Impact of Fuel Price Freeze on State-Owned Oil Marketing Companies

State-owned Oil Marketing Companies (OMCs), including Indian Oil, Bharat Petroleum, and Hindustan Petroleum, are currently facing significant financial strain due to a freeze on retail prices for petrol, diesel, and cooking gas. Despite rising global crude oil prices driven by the West Asia crisis, domestic retail rates have remained unchanged to protect consumers from inflationary shocks. This decoupling of domestic prices from international market trends has led to a substantial accumulation of financial losses for these entities. 

Key Highlights of the Fuel Price Freeze 

• Massive Under-recoveries: State-owned OMCs are estimated to be incurring underrecoveries of approximately Rs 30,000 crore per month on the sale of petrol, diesel, and cooking gas. 

• Impact of Global Crisis: The surge in international oil prices is primarily attributed to the ongoing West Asia conflict and the potential closure of the Strait of Hormuz, a critical maritime oil transit route. 

• Broadening Loss Spectrum: Beyond transport fuels, OMCs are also losing revenue on the sale of Aviation Turbine Fuel (ATF) for domestic flights, further impacting their balance sheets.

• Absence of Compensation: Currently, there are no immediate government plans to compensate OMCs for these ballooning losses, leading to intense speculation regarding an imminent price hike. 

• LPG Intervention: While the government has previously intervened to cushion OMCs against LPG-related losses, such support for the current fiscal period remains uncertain but cannot be ruled out. 

• Macroeconomic Warning: The State Bank of India (SBI) has cautioned that a prolonged war in West Asia could lead to a moderation in demand, further complicating the energy economics for India. 

Definitions of Key Terms 

• Oil Marketing Companies (OMCs): Entities responsible for the refining, distribution, and marketing of petroleum products to the end consumer. 

• Under-recoveries: The difference between the actual retail price of fuel and the price the OMCs should ideally charge to cover import costs and refining margins. 

• Aviation Turbine Fuel (ATF): A specialized type of petroleum-based fuel used to power aircraft. 

• Strait of Hormuz: A strategically vital waterway between the Persian Gulf and the Gulf of Oman through which a significant portion of the world\'s oil supply passes. 

Constitutional and Legal Provisions 

• Article 38 & 39 (DPSP): These Directive Principles mandate the State to promote the welfare of the people and ensure that the ownership and control of material resources are distributed to best subserve the common good, often used to justify fuel subsidies. 

• Petroleum Act, 1934: The primary legal framework governing the import, transport, storage, and production of petroleum and other inflammable substances in India. 

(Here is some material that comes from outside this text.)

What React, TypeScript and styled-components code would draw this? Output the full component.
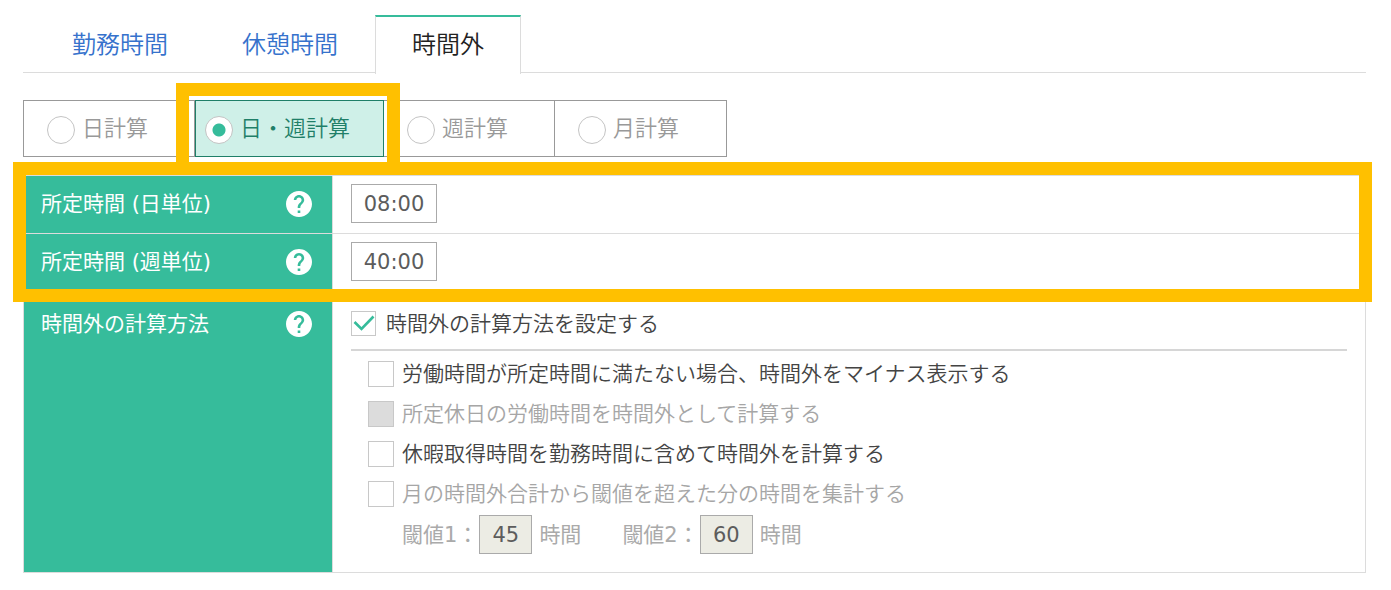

• Essential Commodities Act, 1955: Empowering the government to regulate the price and distribution of petroleum products to ensure availability and prevent hoarding. 

• Administered Price Mechanism (APM): Historically, the system where the government set fuel prices; though officially deregulated, informal freezes like the current one reflect a de facto APM during crises. 

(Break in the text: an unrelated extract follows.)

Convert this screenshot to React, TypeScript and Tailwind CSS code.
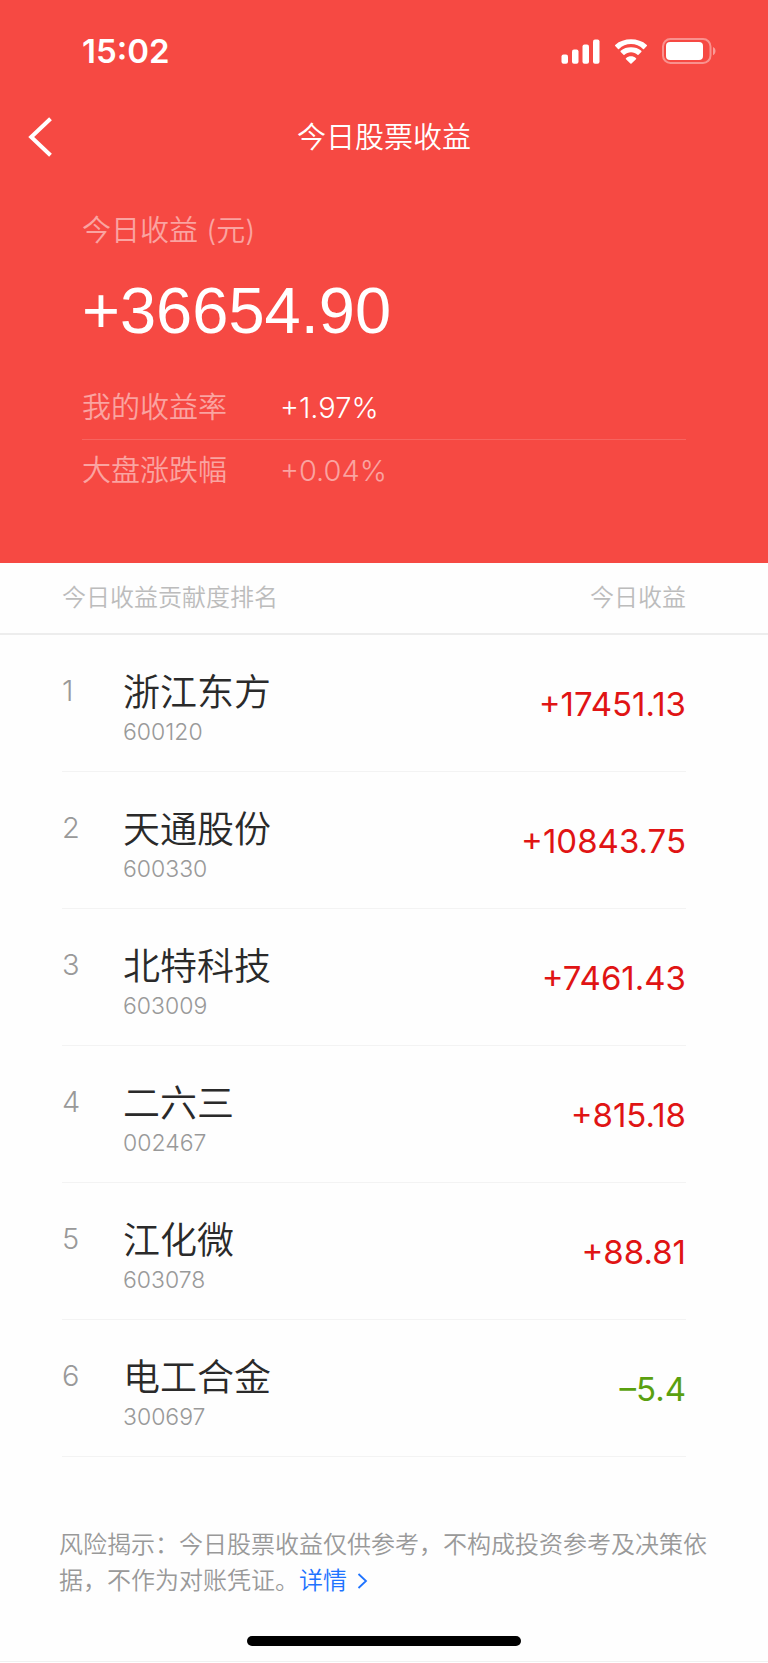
const stocks = [
  { name: '浙江东方', code: '600120', profit: '+17451.13' },
  { name: '天通股份', code: '600330', profit: '+10843.75' },
  { name: '北特科技', code: '603009', profit: '+7461.43' },
  { name: '二六三', code: '002467', profit: '+815.18' },
  { name: '江化微', code: '603078', profit: '+88.81' },
  { name: '电工合金', code: '300697', profit: '–5.4' },
];

const StatusBar = () => {
  return (
    <div className="flex h-[102px] items-center justify-between pr-[52px] pl-[82px]">
      <span className="text-[33px] leading-10 font-semibold">15:02</span>
      <div className="flex items-center gap-[14px]">
        <svg width="39" height="25" viewBox="0 0 39 25" fill="currentColor" aria-hidden="true">
          <rect x="0.5" y="15.5" width="6.5" height="9.2" rx="2" />
          <rect x="11" y="10.5" width="6.5" height="14.2" rx="2" />
          <rect x="21.5" y="5.5" width="6.5" height="19.2" rx="2" />
          <rect x="32" y="0.4" width="6.5" height="24.3" rx="2" />
        </svg>
        <svg width="34" height="25" viewBox="0 0 34 25" fill="currentColor" aria-hidden="true">
          <path d="M17 5.1c4.6 0 8.8 1.8 12 4.8.3.3.7.3 1 0l2.8-2.8c.4-.4.4-.9 0-1.2C28.5 2.1 22.9.3 17 .3S5.5 2.1 1.2 5.9c-.4.3-.4.8 0 1.2L4 9.9c.3.3.7.3 1 0 3.2-3 7.4-4.8 12-4.8z" />
          <path d="M17 13.3c2.5 0 4.8.9 6.5 2.5.3.3.7.3 1 0l2.8-2.8c.4-.4.4-.9 0-1.2C24.5 9.2 20.9 8.2 17 8.2s-7.5 1-10.3 3.6c-.4.3-.4.8 0 1.2l2.8 2.8c.3.3.7.3 1 0 1.7-1.6 4-2.5 6.5-2.5z" />
          <path d="M22 19.2c-2.8-2.5-7.2-2.5-10 0-.4.3-.4.7 0 1.1l4.4 4.2c.3.3.8.3 1.1 0l4.5-4.2c.4-.4.4-.8 0-1.1z" />
        </svg>
        <svg width="54" height="26" viewBox="0 0 54 26" fill="none" aria-hidden="true">
          <rect x="1" y="1" width="47.5" height="24" rx="7.5" stroke="currentColor" strokeOpacity="0.4" strokeWidth="2" />
          <rect x="4" y="4" width="37" height="18" rx="4" fill="currentColor" />
          <path d="M51 9v8.2c1.6-.7 2.5-2.2 2.5-4.1S52.6 9.7 51 9z" fill="currentColor" fillOpacity="0.45" />
        </svg>
      </div>
    </div>
  );
};

const NavBar = () => {
  return (
    <div className="grid h-[70px] grid-cols-[1fr_auto_1fr] items-center px-7">
      <button type="button" aria-label="返回" className="w-fit">
        <svg width="26" height="40" viewBox="0 0 26 40" fill="none" stroke="currentColor" strokeWidth="4" aria-hidden="true">
          <path d="M22.5 1.8L3.2 20l19.3 18.2" />
        </svg>
      </button>
      <h1 className="pt-0.5 text-[29px] leading-10 font-[350]">今日股票收益</h1>
    </div>
  );
};

const Summary = () => {
  return (
    <section className="px-[82px] pt-[39px] pb-[61px] text-[29px] font-[350]">
      <p className="leading-10 text-white/50">今日收益 (元)</p>
      <p className="mt-5 font-['Liberation_Sans',sans-serif] text-[65px] leading-[80px] font-normal">+36654.90</p>
      <dl className="mt-6">
        <div className="flex h-[65px] items-center border-b border-white/15 pt-0.5">
          <dt className="w-[198px] text-white/50">我的收益率</dt>
          <dd>+1.97%</dd>
        </div>
        <div className="flex h-[62px] items-center">
          <dt className="w-[198px] text-white/50">大盘涨跌幅</dt>
          <dd className="text-white/50">+0.04%</dd>
        </div>
      </dl>
    </section>
  );
};

const Ranking = () => {
  return (
    <table className="block font-light">
      <thead className="block border-b-2 border-[#ededed] pr-[82px] pl-[62px] text-[24px] text-[#bcbcbc]">
        <tr className="flex h-[70px] items-center justify-between">
          <th className="font-[350]">今日收益贡献度排名</th>
          <th className="font-[350]">今日收益</th>
        </tr>
      </thead>
      <tbody className="block pr-[82px] pl-[62px]">
        {stocks.map((stock, i) => (
          <tr key={stock.code} className="flex h-[137px] items-center border-b border-[#f3f3f3] pt-1">
            <td className="w-[61px] pb-7 text-[29px] leading-9 text-[#999]">{i + 1}</td>
            <td className="flex-1 pt-2">
              <div className="text-[37px] leading-[46px] font-[350] text-[#2a2a2a]">{stock.name}</div>
              <div className="text-[23px] leading-8 text-[#999]">{stock.code}</div>
            </td>
            <td className={stock.profit.startsWith('+') ? 'text-[33px] font-normal text-[#e01414]' : 'text-[33px] font-normal text-[#5aa00f]'}>
              {stock.profit}
            </td>
          </tr>
        ))}
      </tbody>
    </table>
  );
};

export default function App() {
  return (
    <div className="bg-[#fefefe] font-['Inter','Noto_Sans_CJK_SC',sans-serif]" lang="zh-CN">
      <header className="bg-[#f64943] text-white">
        <StatusBar />
        <NavBar />
        <Summary />
      </header>
      <Ranking />
      <p className="mt-[70px] px-[59px] text-[24px] leading-9 font-[350] text-[#999]">
        风险揭示：今日股票收益仅供参考，不构成投资参考及决策依据，不作为对账凭证。
        <a href="#detail" className="text-[#1e73ff]">
          详情
          <svg className="ml-[10px] inline align-baseline" width="11" height="16" viewBox="0 0 11 16" fill="none" stroke="currentColor" strokeWidth="1.8" aria-hidden="true">
            <path d="M1.5 1L9 8l-7.5 7" />
          </svg>
        </a>
      </p>
      <div className="mx-auto mt-[37px] h-[10px] w-[274px] rounded-full bg-black" />
      <div className="mt-[15px] border-b border-[#f0f0f0]" />
    </div>
  );
}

Additional Important Key Points 

• Fiscal Deficit Concerns: If the government eventually decides to compensate OMCs, it could increase the fiscal deficit, affecting India\'s sovereign credit rating. 

• Inflation Management: The price freeze is a critical tool used by the government to keep the Consumer Price Index (CPI) within the RBI’s target range of 4% (+/- 2%). 

• Energy Security: The situation underscores India’s vulnerability to geopolitical tensions in the Middle East, as the country imports over 80% of its crude oil requirements. 

Conclusion The current situation presents a classic Trilemma for the Indian government: balancing the financial health of state-owned OMCs, managing retail inflation for the common man, and maintaining fiscal discipline. While the freeze provides temporary relief to consumers, the sustainability of Rs 30,000 crore monthly losses is questionable. A strategic shift toward diversifying energy sources and increasing domestic production is essential to mitigate such external shocks in the long term. 

UPSC Relevance 

• GS Paper II: Government policies and interventions for development in various sectors and issues arising out of their design and implementation. 

• GS Paper III: Indian Economy and issues relating to planning, mobilization of resources, growth, and development; Infrastructure: Energy; Effect of liberalization on the economy.

• Current Affairs: Geopolitical impacts on the Indian economy, specifically the West Asia crisis and its resonance with domestic fuel pricing and energy security.